──────── Supplied information
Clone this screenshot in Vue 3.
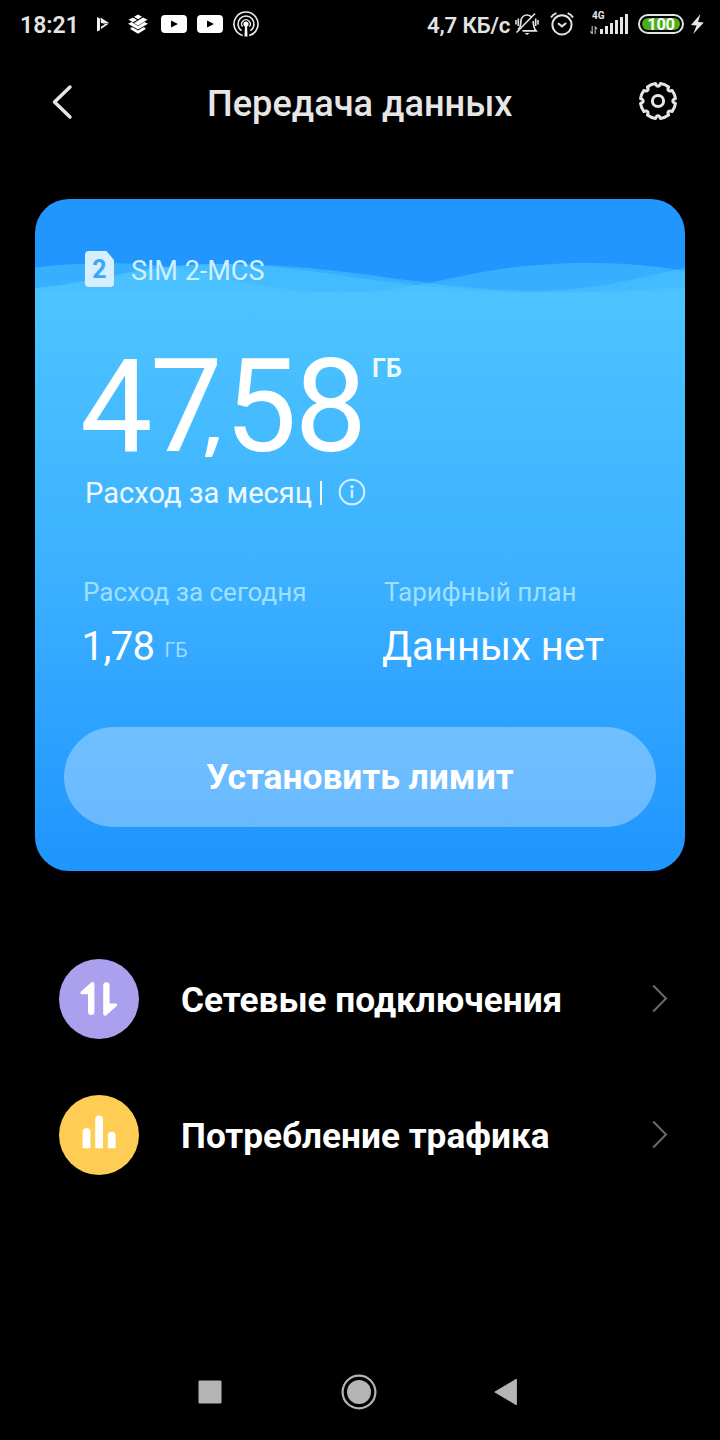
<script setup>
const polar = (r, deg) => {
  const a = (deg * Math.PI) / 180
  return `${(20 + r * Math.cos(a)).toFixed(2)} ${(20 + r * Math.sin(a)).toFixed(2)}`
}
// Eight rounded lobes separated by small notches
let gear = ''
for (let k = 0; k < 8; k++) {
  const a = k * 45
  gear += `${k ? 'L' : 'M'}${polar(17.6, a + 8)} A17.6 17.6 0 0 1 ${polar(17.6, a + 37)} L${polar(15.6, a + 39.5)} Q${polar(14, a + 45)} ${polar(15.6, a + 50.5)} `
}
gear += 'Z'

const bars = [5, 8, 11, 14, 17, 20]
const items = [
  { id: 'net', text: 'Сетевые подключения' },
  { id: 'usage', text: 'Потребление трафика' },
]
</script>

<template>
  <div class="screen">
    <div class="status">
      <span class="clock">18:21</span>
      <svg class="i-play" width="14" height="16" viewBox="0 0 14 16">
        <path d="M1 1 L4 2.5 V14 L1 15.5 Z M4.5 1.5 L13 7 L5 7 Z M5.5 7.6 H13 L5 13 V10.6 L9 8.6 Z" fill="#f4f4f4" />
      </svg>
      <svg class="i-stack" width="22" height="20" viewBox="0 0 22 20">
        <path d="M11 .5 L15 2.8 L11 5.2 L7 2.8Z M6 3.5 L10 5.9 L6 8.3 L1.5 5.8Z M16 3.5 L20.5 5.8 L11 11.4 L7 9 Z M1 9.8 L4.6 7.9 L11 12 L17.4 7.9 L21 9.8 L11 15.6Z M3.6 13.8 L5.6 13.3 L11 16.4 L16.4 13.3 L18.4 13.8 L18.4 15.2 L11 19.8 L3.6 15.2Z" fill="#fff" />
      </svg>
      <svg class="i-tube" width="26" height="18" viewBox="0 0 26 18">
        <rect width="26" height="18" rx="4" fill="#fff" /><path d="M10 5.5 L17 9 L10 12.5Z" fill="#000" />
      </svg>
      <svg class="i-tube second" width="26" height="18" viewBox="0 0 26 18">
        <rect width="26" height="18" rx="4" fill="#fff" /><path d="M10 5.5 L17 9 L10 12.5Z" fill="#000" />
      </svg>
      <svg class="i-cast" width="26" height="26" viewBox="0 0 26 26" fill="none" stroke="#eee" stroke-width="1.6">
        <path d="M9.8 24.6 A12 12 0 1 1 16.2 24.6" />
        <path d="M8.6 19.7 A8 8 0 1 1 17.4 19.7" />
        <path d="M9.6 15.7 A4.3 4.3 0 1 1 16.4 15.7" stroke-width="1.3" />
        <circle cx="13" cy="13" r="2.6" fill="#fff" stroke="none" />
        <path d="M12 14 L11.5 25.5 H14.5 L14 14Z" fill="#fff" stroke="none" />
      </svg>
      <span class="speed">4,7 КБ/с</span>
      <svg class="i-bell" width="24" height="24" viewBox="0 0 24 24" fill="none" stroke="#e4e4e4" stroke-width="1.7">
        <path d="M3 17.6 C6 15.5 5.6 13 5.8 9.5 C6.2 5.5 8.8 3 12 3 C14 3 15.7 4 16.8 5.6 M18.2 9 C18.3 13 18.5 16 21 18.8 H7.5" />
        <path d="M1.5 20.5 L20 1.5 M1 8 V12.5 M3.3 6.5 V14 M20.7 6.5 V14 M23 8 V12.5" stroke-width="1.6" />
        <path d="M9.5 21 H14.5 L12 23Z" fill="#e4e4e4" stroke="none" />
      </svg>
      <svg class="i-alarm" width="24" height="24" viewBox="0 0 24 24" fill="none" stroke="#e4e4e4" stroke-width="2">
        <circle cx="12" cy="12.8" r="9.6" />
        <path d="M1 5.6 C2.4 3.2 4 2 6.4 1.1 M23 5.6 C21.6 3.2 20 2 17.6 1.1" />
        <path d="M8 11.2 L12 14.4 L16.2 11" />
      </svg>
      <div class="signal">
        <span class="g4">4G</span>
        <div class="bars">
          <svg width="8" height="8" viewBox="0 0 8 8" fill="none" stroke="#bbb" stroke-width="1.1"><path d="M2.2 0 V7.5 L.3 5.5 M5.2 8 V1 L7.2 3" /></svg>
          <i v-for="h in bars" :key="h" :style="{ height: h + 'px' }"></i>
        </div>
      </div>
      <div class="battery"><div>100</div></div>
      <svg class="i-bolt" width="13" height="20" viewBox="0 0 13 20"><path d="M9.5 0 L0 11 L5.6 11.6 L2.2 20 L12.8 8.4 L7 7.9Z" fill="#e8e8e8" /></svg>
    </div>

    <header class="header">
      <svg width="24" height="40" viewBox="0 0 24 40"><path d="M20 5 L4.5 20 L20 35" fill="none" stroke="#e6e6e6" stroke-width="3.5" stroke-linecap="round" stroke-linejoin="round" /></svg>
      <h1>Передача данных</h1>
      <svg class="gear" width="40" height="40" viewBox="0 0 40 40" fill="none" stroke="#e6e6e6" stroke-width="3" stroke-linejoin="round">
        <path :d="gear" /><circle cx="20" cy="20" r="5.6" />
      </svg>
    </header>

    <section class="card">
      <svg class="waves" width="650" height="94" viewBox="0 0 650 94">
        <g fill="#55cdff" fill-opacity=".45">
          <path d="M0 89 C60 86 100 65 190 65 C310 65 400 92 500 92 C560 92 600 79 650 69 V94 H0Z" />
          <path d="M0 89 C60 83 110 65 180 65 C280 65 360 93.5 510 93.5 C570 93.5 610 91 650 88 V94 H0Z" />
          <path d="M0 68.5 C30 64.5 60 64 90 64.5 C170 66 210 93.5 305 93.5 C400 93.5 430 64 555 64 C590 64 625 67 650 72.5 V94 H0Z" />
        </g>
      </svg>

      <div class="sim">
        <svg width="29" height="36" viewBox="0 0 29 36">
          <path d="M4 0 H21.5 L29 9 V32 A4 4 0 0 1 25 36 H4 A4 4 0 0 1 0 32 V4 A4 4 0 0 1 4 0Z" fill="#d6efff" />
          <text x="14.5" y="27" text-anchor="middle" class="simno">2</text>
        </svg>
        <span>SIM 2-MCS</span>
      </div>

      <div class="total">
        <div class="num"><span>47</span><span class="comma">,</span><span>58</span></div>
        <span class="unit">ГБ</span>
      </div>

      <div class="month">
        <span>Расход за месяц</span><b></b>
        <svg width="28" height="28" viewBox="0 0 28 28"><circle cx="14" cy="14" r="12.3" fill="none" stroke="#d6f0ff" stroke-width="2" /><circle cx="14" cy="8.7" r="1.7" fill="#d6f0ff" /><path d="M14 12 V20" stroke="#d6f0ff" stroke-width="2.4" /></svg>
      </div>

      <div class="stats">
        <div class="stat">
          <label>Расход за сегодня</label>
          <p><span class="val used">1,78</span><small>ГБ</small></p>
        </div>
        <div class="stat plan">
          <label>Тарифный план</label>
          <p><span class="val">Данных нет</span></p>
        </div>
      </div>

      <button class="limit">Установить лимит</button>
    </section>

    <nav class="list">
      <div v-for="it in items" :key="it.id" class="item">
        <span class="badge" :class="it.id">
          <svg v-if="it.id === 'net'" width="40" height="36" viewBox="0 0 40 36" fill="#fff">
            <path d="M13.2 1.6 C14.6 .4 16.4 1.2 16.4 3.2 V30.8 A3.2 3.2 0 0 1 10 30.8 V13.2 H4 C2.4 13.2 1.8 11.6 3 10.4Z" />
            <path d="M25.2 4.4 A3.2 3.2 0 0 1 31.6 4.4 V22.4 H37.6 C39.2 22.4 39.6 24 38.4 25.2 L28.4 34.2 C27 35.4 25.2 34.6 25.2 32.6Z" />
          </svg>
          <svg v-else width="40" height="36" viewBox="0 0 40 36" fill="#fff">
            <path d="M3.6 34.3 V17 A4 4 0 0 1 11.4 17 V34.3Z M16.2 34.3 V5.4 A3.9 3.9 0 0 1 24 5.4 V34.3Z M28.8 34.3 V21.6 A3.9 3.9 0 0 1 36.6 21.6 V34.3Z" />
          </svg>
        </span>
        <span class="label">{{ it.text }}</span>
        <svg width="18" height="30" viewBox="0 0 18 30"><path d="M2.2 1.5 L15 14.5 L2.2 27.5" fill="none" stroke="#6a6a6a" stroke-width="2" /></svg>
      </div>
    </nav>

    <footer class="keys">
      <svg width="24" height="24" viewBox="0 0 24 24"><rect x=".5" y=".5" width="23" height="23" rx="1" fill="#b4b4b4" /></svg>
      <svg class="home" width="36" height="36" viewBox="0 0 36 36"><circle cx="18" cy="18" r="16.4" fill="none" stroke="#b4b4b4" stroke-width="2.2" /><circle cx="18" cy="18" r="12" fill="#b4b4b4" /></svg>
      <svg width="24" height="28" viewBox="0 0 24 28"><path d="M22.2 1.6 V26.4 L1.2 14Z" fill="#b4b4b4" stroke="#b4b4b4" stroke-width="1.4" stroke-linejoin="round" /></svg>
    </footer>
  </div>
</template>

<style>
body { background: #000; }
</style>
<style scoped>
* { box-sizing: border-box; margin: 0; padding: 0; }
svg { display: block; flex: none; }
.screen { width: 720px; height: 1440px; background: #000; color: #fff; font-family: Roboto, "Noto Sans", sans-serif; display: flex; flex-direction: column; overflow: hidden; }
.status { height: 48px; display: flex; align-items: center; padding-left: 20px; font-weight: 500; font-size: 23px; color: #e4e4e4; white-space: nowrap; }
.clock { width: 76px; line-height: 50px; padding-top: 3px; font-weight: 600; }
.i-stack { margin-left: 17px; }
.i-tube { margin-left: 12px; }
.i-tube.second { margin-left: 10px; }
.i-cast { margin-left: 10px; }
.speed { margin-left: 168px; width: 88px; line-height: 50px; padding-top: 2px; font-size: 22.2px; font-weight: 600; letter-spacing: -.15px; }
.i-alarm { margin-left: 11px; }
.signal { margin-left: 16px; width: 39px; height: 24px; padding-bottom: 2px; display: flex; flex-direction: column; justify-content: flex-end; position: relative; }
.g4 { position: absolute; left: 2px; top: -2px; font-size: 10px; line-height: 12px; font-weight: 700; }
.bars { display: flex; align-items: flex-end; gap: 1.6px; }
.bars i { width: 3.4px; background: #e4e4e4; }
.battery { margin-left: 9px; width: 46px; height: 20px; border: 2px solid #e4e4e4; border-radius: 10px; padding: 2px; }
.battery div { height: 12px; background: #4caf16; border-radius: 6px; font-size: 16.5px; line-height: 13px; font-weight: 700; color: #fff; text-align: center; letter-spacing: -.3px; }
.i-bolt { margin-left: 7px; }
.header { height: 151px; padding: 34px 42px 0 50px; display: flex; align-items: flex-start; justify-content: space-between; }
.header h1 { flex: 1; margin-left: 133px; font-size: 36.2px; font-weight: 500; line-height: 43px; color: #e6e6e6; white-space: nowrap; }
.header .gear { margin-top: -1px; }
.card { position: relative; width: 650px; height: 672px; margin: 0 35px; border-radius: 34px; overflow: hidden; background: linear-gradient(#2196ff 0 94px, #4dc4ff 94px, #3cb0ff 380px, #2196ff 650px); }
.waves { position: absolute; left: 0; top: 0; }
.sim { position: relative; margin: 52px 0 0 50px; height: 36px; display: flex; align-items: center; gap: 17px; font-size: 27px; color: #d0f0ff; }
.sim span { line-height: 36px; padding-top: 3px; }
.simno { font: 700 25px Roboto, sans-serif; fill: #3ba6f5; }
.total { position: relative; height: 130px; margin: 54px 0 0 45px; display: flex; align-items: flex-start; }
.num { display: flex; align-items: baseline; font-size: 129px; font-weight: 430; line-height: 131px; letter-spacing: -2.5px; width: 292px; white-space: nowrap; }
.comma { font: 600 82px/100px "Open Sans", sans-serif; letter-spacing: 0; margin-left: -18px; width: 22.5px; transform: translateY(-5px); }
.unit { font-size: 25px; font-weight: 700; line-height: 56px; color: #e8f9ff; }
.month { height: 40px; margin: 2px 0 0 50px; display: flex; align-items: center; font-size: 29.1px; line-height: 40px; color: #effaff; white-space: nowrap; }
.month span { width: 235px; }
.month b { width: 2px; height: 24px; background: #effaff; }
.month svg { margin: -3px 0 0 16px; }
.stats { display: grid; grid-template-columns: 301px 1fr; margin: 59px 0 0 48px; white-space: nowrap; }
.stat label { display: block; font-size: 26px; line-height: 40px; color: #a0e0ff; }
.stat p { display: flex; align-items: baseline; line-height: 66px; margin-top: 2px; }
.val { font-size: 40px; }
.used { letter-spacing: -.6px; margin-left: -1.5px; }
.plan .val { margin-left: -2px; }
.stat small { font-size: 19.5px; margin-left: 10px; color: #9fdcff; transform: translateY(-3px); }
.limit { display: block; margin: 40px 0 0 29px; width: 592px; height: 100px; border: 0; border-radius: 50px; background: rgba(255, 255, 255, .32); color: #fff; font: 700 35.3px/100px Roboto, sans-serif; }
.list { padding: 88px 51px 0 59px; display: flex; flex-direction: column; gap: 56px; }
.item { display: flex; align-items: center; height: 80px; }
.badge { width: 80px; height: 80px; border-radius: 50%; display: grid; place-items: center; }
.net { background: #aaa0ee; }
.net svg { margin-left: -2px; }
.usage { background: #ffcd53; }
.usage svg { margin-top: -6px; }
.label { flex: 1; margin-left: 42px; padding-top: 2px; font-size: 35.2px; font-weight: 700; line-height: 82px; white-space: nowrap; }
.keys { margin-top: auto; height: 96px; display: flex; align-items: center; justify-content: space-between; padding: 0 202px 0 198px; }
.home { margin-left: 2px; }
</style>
────────────────
● **Requirements**
With the pictures left out, restate word for word every line of the data above, from the first down to the line that contains "gear += 'Z'".

● **Correct answer**
Clone this screenshot in Vue 3.
<script setup>
const polar = (r, deg) => {
  const a = (deg * Math.PI) / 180
  return `${(20 + r * Math.cos(a)).toFixed(2)} ${(20 + r * Math.sin(a)).toFixed(2)}`
}
// Eight rounded lobes separated by small notches
let gear = ''
for (let k = 0; k < 8; k++) {
  const a = k * 45
  gear += `${k ? 'L' : 'M'}${polar(17.6, a + 8)} A17.6 17.6 0 0 1 ${polar(17.6, a + 37)} L${polar(15.6, a + 39.5)} Q${polar(14, a + 45)} ${polar(15.6, a + 50.5)} `
}
gear += 'Z'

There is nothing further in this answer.